Before and after Jackson’s career-making victory in the Battle of New Orleans in 1815 — won after the war was technically over — he ruled the city as a tyrant, as Caleb Crain notes in the New Yorker:
He censored a newspaper, came close to executing two deserters, and jailed a state congressman, a judge, and a district attorney. He defied a writ of habeas corpus, the legal privilege recognized by the Constitution which allows someone being detained to insist that a judge look into his case. Jackson was fined for his actions, and, for the rest of his life, was shadowed by the charge that he had behaved tyrannically. In retirement, after two terms as President, he called on his reserves of political clout to get the fine refunded, and Congress ended up debating the legality of his actions in New Orleans for nearly two years.
On December 16, 1814, Jackson declared martial law, provoking an immediate backlash on civil liberties grounds. “Despite the constitutional irregularity, Jackson imposed a nine o’clock curfew and required that everyone entering and exiting the city be vetted by the military,” Crain explains. He arrested a state legislator who had resisted calls to suspend habeas corpus, and then ordered the man guarding the legislator to arrest anyone trying to serve a write of habeas to free him.
Jackson also had a penchant for executing people — soldiers, enemies, whatever — for little or no reason. In 1818, he famously ordered two British subjects, Robert Ambrister and Alexander George Arbuthnot, executed during the First Seminole War in Spanish Florida. He believed that both were helping the Seminoles wage war against the US. This was most likely not true.
“Arbuthnot … claimed he had only sought the Natives’ welfare and had actually tried to dissuade them from warmaking; this was probably the truth,” Howe writes. “Ambrister had indeed been helping the Seminoles prepare for war — but against the Spanish, whose rule in Florida he hoped to overthrow.”
Arbuthnot was sentenced to death after a trial, and Ambrister to flogging and hard labor.
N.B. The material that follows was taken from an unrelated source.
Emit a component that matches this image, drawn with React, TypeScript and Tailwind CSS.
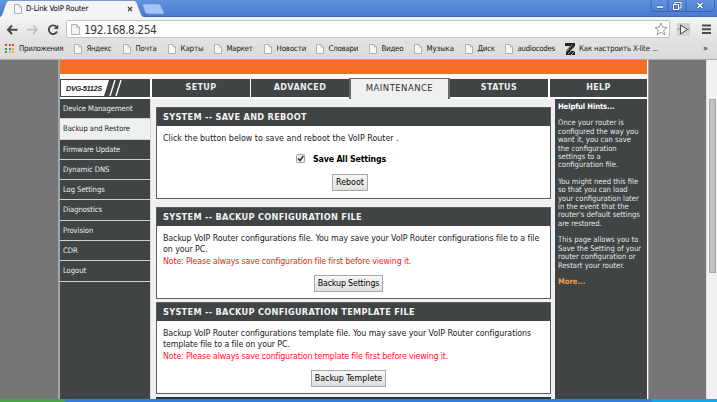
import type { ReactNode } from "react";

const sans = "font-['DejaVu_Sans_Condensed','DejaVu_Sans',sans-serif] [font-stretch:condensed]";

function Page({ large = false }: { large?: boolean }) {
  return (
    <svg viewBox="0 0 8 10" className={large ? "h-[11px] w-[9px] shrink-0" : "h-[10px] w-[8px] shrink-0"}>
      <path d="M.5.5H5L7.5 3V9.5H.5Z" fill="#f7f7f7" stroke="#a2a2a2" strokeWidth=".8" />
      <path d="M5 .5V3H7.5" fill="none" stroke="#a2a2a2" strokeWidth=".7" />
    </svg>
  );
}

const bookmarks = [
  { label: "Яндекс", cls: "w-[49px] tracking-[-0.3px]" },
  { label: "Почта", cls: "w-[45px] tracking-[-0.2px]" },
  { label: "Карты", cls: "w-[46px] tracking-[-0.1px]" },
  { label: "Маркет", cls: "w-[50px] tracking-[-0.2px]" },
  { label: "Новости", cls: "w-[52px] tracking-[-0.1px]" },
  { label: "Словари", cls: "w-[53px] tracking-[-0.2px]" },
  { label: "Видео", cls: "w-[45px] tracking-[-0.2px]" },
  { label: "Музыка", cls: "w-[51px] tracking-[-0.1px]" },
  { label: "Диск", cls: "w-[40px] tracking-[-0.2px]" },
  { label: "audiocodes", cls: "w-[60px] tracking-[-0.25px]" },
];

const dotColors = ["#e33b2e", "#e33b2e", "#e33b2e", "#30a04c", "#3a7be0", "#f0b020", "#30a04c", "#f0b020", "#f0b020"];

function Chrome() {
  return (
    <header className="h-[60px] shrink-0 border-b border-[#a9adb3] bg-[#dedede]">
      <div className="flex h-[17px] justify-between border-b border-[#3f6cba] bg-gradient-to-b from-[#6092df] to-[#4b7bd0]">
        <div className="relative h-[18px] w-[166px]">
          <svg viewBox="0 0 166 18" className="absolute inset-0 h-[18px] w-[166px]">
            <path d="M0 18V17Q2 16 3 12L6 3Q7 .5 9 .5H134Q136 .5 137 3L141 14Q142 17 145 17V18Z" fill="#f5f5f5" />
            <path d="M0 17Q2 16 3 12L6 3Q7 .5 9 .5H134Q136 .5 137 3L141 14Q142 17 145 17" fill="none" stroke="#587eb9" strokeWidth=".6" />
            <path d="M144 4H158Q160 4 161 6L164 13Q164 14 162 14H149Q146 14 145 12L143 6Q142 4 144 4Z" fill="#a4c5f6" stroke="#6f98d9" strokeWidth=".7" />
            <path d="M128 7l4 4m0-4l-4 4" stroke="#444" strokeWidth="1.2" />
          </svg>
          <div className="relative flex h-[18px] items-center gap-[4px] pl-[14px] text-[7.8px] tracking-[-0.14px] text-black">
            <Page />
            <span>D-Link VoIP Router</span>
          </div>
        </div>
        <svg viewBox="0 0 66 13" className="mr-[1px] h-[13px] w-[66px]">
          <path d="M1 0V9Q1 11.5 4 11.5H61Q64.500 11.5 64.500 8V0M18 0V11M36 0V11" fill="none" stroke="#345d9f" strokeWidth=".8" />
          <path d="M7 7H13" stroke="#34578f" strokeWidth="3.2" />
          <path d="M7 7H13" stroke="#fff" strokeWidth="1.6" />
          <path d="M25 4V2.500H31V8H29M23.500 4.500H28.500V9.500H23.500Z" fill="none" stroke="#34578f" strokeWidth="2.200" />
          <path d="M25 4V2.500H31V8H29M23.500 4.500H28.500V9.500H23.500Z" fill="none" stroke="#fff" strokeWidth="1.1" />
          <path d="M47.500 3l5 5m0-5l-5 5" stroke="#34578f" strokeWidth="3" />
          <path d="M47.500 3l5 5m0-5l-5 5" stroke="#fff" strokeWidth="1.5" />
        </svg>
      </div>
      <div className="flex h-[21px] items-end bg-gradient-to-b from-[#f5f5f5] to-[#e4e4e4]">
        <svg viewBox="0 0 66 21" className="h-[21px] w-[66px]" fill="none">
          <path d="M17.500 12.700H8.500M12 8.500L8 12.700L12 17" stroke="#484848" strokeWidth="2" />
          <path d="M27 12.700H36.500M33 8.500L37 12.700L33 17" stroke="#bdbdbd" strokeWidth="1.700" />
          <path d="M56.500 10A4.300 4.300 0 1 0 57 14.500" stroke="#484848" strokeWidth="1.900" />
          <path d="M58.200 7.500V12H53.700Z" fill="#484848" />
        </svg>
        <div className="flex h-[18px] w-[604px] items-center rounded-[2px] border border-[#c2c2c2] bg-white pl-[4px]">
          <Page large />
          <span className="mt-px ml-[4px] text-[12px] leading-[16px] tracking-[-0.5px] text-[#3a3a3a]">192.168.8.254</span>
          <svg viewBox="0 0 14 14" className="mr-[1px] ml-auto h-[14px] w-[14px]">
            <path d="M7 1L8.700 5.100L13 5.500L9.700 8.300L10.800 12.700L7 10.300L3.200 12.700L4.300 8.300L1 5.500L5.300 5.100Z" fill="#fff" stroke="#8a8a8a" strokeWidth=".9" />
          </svg>
        </div>
        <svg viewBox="0 0 47 18" className="h-[18px] w-[47px]">
          <rect x="7" y="3" width="13" height="13" rx="2" fill="#d0d0d0" />
          <path d="M7 9H20" stroke="#9d9d9d" strokeWidth="1.200" />
          <path d="M10.500 5L17.500 9.500L10.500 14Z" fill="#eee" stroke="#515151" strokeWidth="1" />
          <path d="M32 5.500H41M32 9.300H41M32 13H41" stroke="#4c4c4c" strokeWidth="2" />
        </svg>
      </div>
      <div className="flex h-[21px] items-center bg-gradient-to-b from-[#e3e3e3] to-[#dadada] pl-[5px] text-[7.8px] text-[#181818]">
        <div className="grid grid-cols-3 gap-[1.5px]">
          {dotColors.map((c, i) => (
            <i key={i} className="size-[2px]" style={{ backgroundColor: c }} />
          ))}
        </div>
        <span className="ml-[5px] w-[55px] whitespace-nowrap tracking-[-0.3px]">Приложения</span>
        {bookmarks.map((b) => (
          <div key={b.label} className={`flex shrink-0 items-center gap-[4.5px] whitespace-nowrap ${b.cls}`}>
            <Page />
            <span>{b.label}</span>
          </div>
        ))}
        <svg viewBox="0 0 10 12" className="h-[12px] w-[10px] shrink-0">
          <path d="M0 0H10V3L5 8H10V12H1V8L5 3H0Z" fill="#222" />
          <path d="M1 9L7 2M3 11L9 5M6 12L10 8" stroke="#bbb" strokeWidth=".8" />
        </svg>
        <span className="ml-[4px] whitespace-nowrap tracking-[-0.17px]">Как настроить X-lite ...</span>
        <span className="mr-[9px] ml-auto text-[9px]">»</span>
      </div>
    </header>
  );
}

function Tab({ label, cls, active = false }: { label: string; cls: string; active?: boolean }) {
  return (
    <div
      className={`flex items-center justify-center font-['DejaVu_Sans',sans-serif] [font-stretch:normal] ${cls} ${
        active
          ? "h-[21px] border-x-2 border-t border-[#686b6b] bg-[#f0f0f0] pb-[2px] text-[8.5px] tracking-[0.45px] text-[#303030]"
          : "h-[18px] bg-[#404444] text-[8px] font-bold tracking-[0.4px] text-[#eee]"
      }`}
    >
      {label}
    </div>
  );
}

const menu = ["Device Management", "Backup and Restore", "Firmware Update", "Dynamic DNS", "Log Settings", "Diagnostics", "Provision", "CDR", "Logout"];

function Panel({ title, children, cls }: { title: string; children: ReactNode; cls: string }) {
  return (
    <section className={`h-[92px] shrink-0 border border-[#5c5f5f] bg-white ${cls}`}>
      <h2 className="flex h-[18px] items-center bg-[#404444] pl-[6px] font-['DejaVu_Sans',sans-serif] text-[8.2px] font-bold tracking-[0.3px] whitespace-nowrap text-[#f2f2f2] [font-stretch:normal]">
        {title}
      </h2>
      <div className="px-[6px] text-[8.8px] leading-[11.4px] whitespace-nowrap text-[#222]">{children}</div>
    </section>
  );
}

function Button({ label, cls }: { label: string; cls: string }) {
  return (
    <button
      className={`block h-[17px] border border-[#a8a8a8] bg-gradient-to-b from-[#f6f6f6] to-[#dfdfdf] text-center text-[8.8px] leading-[15px] text-black ${cls}`}
    >
      {label}
    </button>
  );
}

export default function App() {
  return (
    <div className={`flex h-[402px] w-[717px] flex-col overflow-hidden bg-[#767676] ${sans}`}>
      <Chrome />
      <div className="flex h-[339px] shrink-0">
        <div className="w-[58px] bg-[#767676]" />
        <main className="flex h-[339px] w-[591px] flex-col overflow-hidden border-l-2 border-r border-[#a2a5a8] bg-white pr-[1px]">
          <div className="h-[14px] shrink-0 bg-[#f56f22]" />
          <nav className="mt-[4px] flex h-[21px] shrink-0 bg-white">
            <div className="mt-px mr-[2px] flex h-[18px] w-[90px] border border-[#404444] bg-[#404444]">
              <svg viewBox="0 0 88 16" className="h-[16px] w-[88px]">
                <path d="M0 0H48L43 16H0Z" fill="#fff" />
                <path d="M54 0L49 16M60 0L55 16" stroke="#fff" strokeWidth="1.400" />
                <text x="5" y="11" fontSize="7.300" fontWeight="bold" fontStyle="italic" fontFamily="Liberation Sans, sans-serif" textLength="36" fill="#202020">DVG-5112S</text>
              </svg>
            </div>
            <Tab label="SETUP" cls="mt-px w-[98px]" />
            <Tab label="ADVANCED" cls="mt-px ml-px w-[98px]" />
            <Tab label="MAINTENANCE" cls="w-[101px]" active />
            <Tab label="STATUS" cls="mt-px w-[98px]" />
            <Tab label="HELP" cls="mt-px ml-[2px] w-[97px]" />
          </nav>
          <div className="flex h-[300px] shrink-0 bg-[#f0f0f0]">
            <aside className="w-[91px] border-r border-[#d8d8d8] bg-[#404444]">
              {menu.map((m, i) => (
                <div
                  key={m}
                  className={`flex h-[20.3px] items-center border-b border-[#d0d1d1] pl-[3px] text-[7.6px] tracking-[-0.06px] whitespace-nowrap ${
                    i === 1 ? "bg-[#f0f0f0] text-[#222]" : "text-[#eee]"
                  }`}
                >
                  {m}
                </div>
              ))}
            </aside>
            <div className="ml-[5px] w-[395px] pt-[8px]">
              <Panel title="SYSTEM -- SAVE AND REBOOT" cls="">
                <p className="pt-[7px] tracking-[0.02px]">Click the button below to save and reboot the VoIP Router .</p>
                <label className="mt-[8.8px] flex h-[11px] items-center pl-[133px]">
                  <svg viewBox="0 0 9 9" className="size-[9px]">
                    <rect x=".5" y=".5" width="8" height="8" rx="1" fill="#eee" stroke="#a5a5a5" />
                    <path d="M2 4.500L4 6.500L7.300 2" fill="none" stroke="#333" strokeWidth="1.500" />
                  </svg>
                  <span className="ml-[8px] pt-px text-[8.8px] font-bold tracking-[-0.18px] text-black">Save All Settings</span>
                </label>
                <Button label="Reboot" cls="mt-[9.8px] ml-[169px] w-[36px]" />
              </Panel>
              <Panel title="SYSTEM -- BACKUP CONFIGURATION FILE" cls="mt-[8px]">
                <p className="pt-[7px] tracking-[-0.08px]">
                  Backup VoIP Router configurations file. You may save your VoIP Router configurations file to a file
                  <br />
                  on your PC.
                  <br />
                  <span className="tracking-[-0.16px] text-[#fa181e]">Note: Please always save configuration file first before viewing it.</span>
                </p>
                <Button label="Backup Settings" cls="mt-[7.4px] ml-[151px] w-[69px] tracking-[-0.16px]" />
              </Panel>
              <Panel title="SYSTEM -- BACKUP CONFIGURATION TEMPLATE FILE" cls="mt-[3px]">
                <p className="pt-[7px] tracking-[-0.08px]">
                  Backup VoIP Router configurations template file. You may save your VoIP Router configurations
                  <br />
                  <span className="tracking-[-0.11px]">template file to a file on your PC.</span>
                  <br />
                  <span className="tracking-[-0.16px] text-[#fa181e]">Note: Please always save configuration template file first before viewing it.</span>
                </p>
                <Button label="Backup Templete" cls="mt-[7.4px] ml-[148px] w-[75px]" />
              </Panel>
              <div className="mt-[3px] h-[3px] bg-[#303333]" />
            </div>
            <aside className="ml-auto w-[92px] bg-[#404444] pt-[4px] pl-[3px] text-[7.6px] leading-[8.4px] whitespace-nowrap text-[#e4e4e4]">
              <h3 className="font-bold tracking-[-0.1px] text-white">Helpful Hints...</h3>
              <p className="mt-[8px]">
                Once your router is<br />configured the way you<br />want it, you can save<br />the configuration<br />settings to a<br />configuration file.
              </p>
              <p className="mt-[8px]">
                You might need this file<br />so that you can load<br />your configuration later<br />in the event that the<br />router's default settings<br />are restored.
              </p>
              <p className="mt-[8px]">
                This page allows you to<br />Save the Setting of your<br />router configuration or<br />Restart your router.
              </p>
              <p className="mt-[8px] font-bold text-[#f39a50]">More...</p>
            </aside>
          </div>
        </main>
        <div className="w-[57px] bg-[#767676]" />
        <div className="w-[11px] border-l border-[#ddd] bg-[#f1f1f1] pt-[39px] pl-[2px]">
          <div className="h-[174px] w-[7px] border border-[#a8a8a8] bg-[#c1c1c1]" />
        </div>
      </div>
      <footer className="flex h-[3px] shrink-0">
        <div className="w-[65px] rounded-tr-[3px] bg-[#4aa348]" />
        <div className="w-[587px] bg-[#357ddd]" />
        <div className="w-[65px] bg-[#12a8ea]" />
      </footer>
    </div>
  );
}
Jackson increased Ambrister’s sentence to death and carried both sentences out the next day “so there would be no chance of an appeal,” Howe recounts. “A former justice of the Tennessee state supreme court, he must have known the convictions would not stand up to appellate scrutiny.”
He also killed some of his own men for petty infractions. While in charge of New Orleans, “six militiamen who had tried to leave before their term of service expired were executed in Mobile by his orders, a draconian action at a time when everybody but Jackson considered the war over.”
Andrew Jackson was an executioner, a slaver, an ethnic cleanser, and an economic illiterate. He deserves no place on our currency, and nothing but contempt from modern America.